If the stock ends flat (S_T = S_0) after a volatile year with
\sigma = 30\%, the 2× fund is down
1 - e^{-0.09} \approx 8.6\% — on an underlying that went
nowhere. Traders call it volatility drag; you can now see it is
nothing mysterious, just the product rule's correction term quietly eating returns. The same
calculation, run through the general Itô lemma, is why fund prospectuses warn that leveraged
ETFs are "not suitable for buy-and-hold investors."
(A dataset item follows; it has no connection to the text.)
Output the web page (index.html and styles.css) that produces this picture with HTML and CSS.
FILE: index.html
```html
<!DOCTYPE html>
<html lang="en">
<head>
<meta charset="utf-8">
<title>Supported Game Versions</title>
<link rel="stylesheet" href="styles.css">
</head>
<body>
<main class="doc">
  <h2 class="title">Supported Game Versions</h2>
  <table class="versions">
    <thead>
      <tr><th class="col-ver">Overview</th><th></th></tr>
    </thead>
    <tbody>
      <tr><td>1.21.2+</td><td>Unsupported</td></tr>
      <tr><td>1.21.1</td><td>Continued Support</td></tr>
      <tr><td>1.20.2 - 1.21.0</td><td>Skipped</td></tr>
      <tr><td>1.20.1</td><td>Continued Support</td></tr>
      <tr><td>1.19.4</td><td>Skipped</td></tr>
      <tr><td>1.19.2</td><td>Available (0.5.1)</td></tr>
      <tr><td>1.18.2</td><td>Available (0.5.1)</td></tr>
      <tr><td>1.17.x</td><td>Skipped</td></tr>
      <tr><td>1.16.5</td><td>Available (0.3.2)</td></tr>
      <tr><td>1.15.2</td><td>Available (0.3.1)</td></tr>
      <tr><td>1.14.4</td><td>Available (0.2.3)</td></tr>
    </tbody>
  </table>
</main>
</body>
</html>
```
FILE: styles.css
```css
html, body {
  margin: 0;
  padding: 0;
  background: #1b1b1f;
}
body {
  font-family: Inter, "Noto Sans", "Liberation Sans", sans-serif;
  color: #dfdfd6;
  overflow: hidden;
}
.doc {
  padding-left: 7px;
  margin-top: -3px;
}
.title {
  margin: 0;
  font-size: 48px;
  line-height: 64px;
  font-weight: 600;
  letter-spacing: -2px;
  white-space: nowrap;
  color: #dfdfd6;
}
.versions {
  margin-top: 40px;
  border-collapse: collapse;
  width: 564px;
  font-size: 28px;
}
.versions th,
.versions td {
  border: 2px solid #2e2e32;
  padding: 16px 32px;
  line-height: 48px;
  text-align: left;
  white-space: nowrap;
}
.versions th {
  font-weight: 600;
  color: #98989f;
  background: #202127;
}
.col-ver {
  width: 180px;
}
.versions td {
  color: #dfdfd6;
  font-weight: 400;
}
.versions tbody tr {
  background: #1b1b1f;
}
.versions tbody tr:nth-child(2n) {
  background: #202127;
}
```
The independent case: Leibniz comes home
One more regime completes the map. Let X and
Y both be genuinely rough —
dX = \sigma^X dW^1, dY = \sigma^Y dW^2 —
but driven by independent Brownian motions, so
d[W^1, W^2]_t = 0. Then the correction
d[X, Y]_t = \sigma^X \sigma^Y \cdot 0 \cdot dt = 0, and
d(X_t Y_t) = X_t\,dY_t + Y_t\,dX_t.
Leibniz's rule, verbatim — even though both factors are nowhere-differentiable
Brownian paths! The intuition sits in the corner picture: the corners
\Delta X_i\,\Delta Y_i are still individually of order
\Delta t, but with independent drivers they carry random
signs, and the law of large numbers cancels them as the partition refines. They only pile
up in one direction when the noises are correlated — which is why the surviving term is
\rho\,\sigma^X \sigma^Y\,dt. A useful corollary: for independent
driftless factors \mathbb{E}[X_T Y_T] = X_0 Y_0; with
\rho \neq 0,
\mathbb{E}[X_T Y_T] - X_0 Y_0 = \mathbb{E}\,[X, Y]_T — the
correction is covariance accruing in real time.
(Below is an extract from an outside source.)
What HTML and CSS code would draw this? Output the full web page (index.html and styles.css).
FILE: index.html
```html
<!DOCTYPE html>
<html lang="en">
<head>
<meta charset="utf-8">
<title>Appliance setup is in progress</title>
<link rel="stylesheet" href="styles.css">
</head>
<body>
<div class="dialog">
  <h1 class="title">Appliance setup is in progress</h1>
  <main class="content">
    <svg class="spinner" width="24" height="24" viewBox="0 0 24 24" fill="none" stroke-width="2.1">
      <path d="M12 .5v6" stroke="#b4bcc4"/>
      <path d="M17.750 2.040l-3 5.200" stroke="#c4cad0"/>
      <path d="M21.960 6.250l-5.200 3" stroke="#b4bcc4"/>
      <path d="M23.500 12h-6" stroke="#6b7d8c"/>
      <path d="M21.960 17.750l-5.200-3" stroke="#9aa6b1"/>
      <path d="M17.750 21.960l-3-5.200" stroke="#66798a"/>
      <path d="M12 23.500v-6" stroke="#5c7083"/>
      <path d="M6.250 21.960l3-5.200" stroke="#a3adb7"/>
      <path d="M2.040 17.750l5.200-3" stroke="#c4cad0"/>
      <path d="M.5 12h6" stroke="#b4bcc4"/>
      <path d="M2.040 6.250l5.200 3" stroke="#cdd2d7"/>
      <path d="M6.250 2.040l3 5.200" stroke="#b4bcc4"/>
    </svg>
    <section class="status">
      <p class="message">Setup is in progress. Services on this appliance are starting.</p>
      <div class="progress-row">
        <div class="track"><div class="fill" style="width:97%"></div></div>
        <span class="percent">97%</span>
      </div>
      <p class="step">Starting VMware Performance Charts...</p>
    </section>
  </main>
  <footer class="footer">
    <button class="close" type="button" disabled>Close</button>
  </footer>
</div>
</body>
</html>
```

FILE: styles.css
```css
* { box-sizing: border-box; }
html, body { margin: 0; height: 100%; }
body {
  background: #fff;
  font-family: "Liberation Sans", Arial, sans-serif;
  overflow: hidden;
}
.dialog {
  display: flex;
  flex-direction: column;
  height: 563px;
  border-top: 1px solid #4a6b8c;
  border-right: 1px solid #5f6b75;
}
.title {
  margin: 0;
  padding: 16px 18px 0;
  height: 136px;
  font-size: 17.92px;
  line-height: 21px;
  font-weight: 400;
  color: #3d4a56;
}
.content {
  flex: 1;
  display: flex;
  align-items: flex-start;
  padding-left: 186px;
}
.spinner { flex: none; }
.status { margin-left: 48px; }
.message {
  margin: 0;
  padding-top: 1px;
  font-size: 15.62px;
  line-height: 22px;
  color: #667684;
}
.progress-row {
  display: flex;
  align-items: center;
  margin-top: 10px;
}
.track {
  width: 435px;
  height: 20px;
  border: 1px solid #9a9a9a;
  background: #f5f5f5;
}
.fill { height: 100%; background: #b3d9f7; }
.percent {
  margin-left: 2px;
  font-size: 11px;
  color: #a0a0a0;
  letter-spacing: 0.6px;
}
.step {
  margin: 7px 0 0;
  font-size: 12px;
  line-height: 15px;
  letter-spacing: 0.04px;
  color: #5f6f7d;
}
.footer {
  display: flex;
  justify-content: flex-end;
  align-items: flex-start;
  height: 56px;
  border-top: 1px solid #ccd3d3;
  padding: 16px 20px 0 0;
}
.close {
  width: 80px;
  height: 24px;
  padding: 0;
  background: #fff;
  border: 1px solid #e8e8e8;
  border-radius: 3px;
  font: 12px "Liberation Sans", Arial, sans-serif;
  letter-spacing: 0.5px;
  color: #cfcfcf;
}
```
So the full regime map has three territories: one factor smooth → no
correction; both rough, independent → no correction (corners cancel);
both rough, correlated → correction
\rho\,\sigma^X\sigma^Y\,dt, with the extreme case
X = Y (correlation one with itself) giving the full quadratic
variation.
The extra term as an area mismatch
Now watch the growing rectangle become a theorem. Integration by parts is the statement that
the rectangle of area X_T Y_T is filled by two strips,
\int X\,dY and \int Y\,dX. In ordinary
calculus those two strips tile the rectangle exactly. For rough Itô paths they overlap by a
thin staircase of cross-increments \sum \Delta X_i\,\Delta Y_i — and
that staircase is precisely the covariation [X, Y]_T, the term the
classical formula is missing.
In the figure, the path climbs from the origin to (X_T, Y_T). The
shaded cells under the path are the Riemann cells of \int Y\,dX
(height Y_i, width \Delta X_i); the
unshaded remainder above the path is \int X\,dY. The small bright
squares hugging the path are the corners \Delta X_i\,\Delta Y_i —
the diagonal staircase neither strip can claim. For smooth paths it pinches to nothing; for
Brownian-driven paths it converges to the finite area [X, Y]_T.
Press Refresh for a fresh random path: the strips and staircase change, but
the relationship never does —
\int X\,dY + \int Y\,dX + [X, Y]_T = X_T Y_T.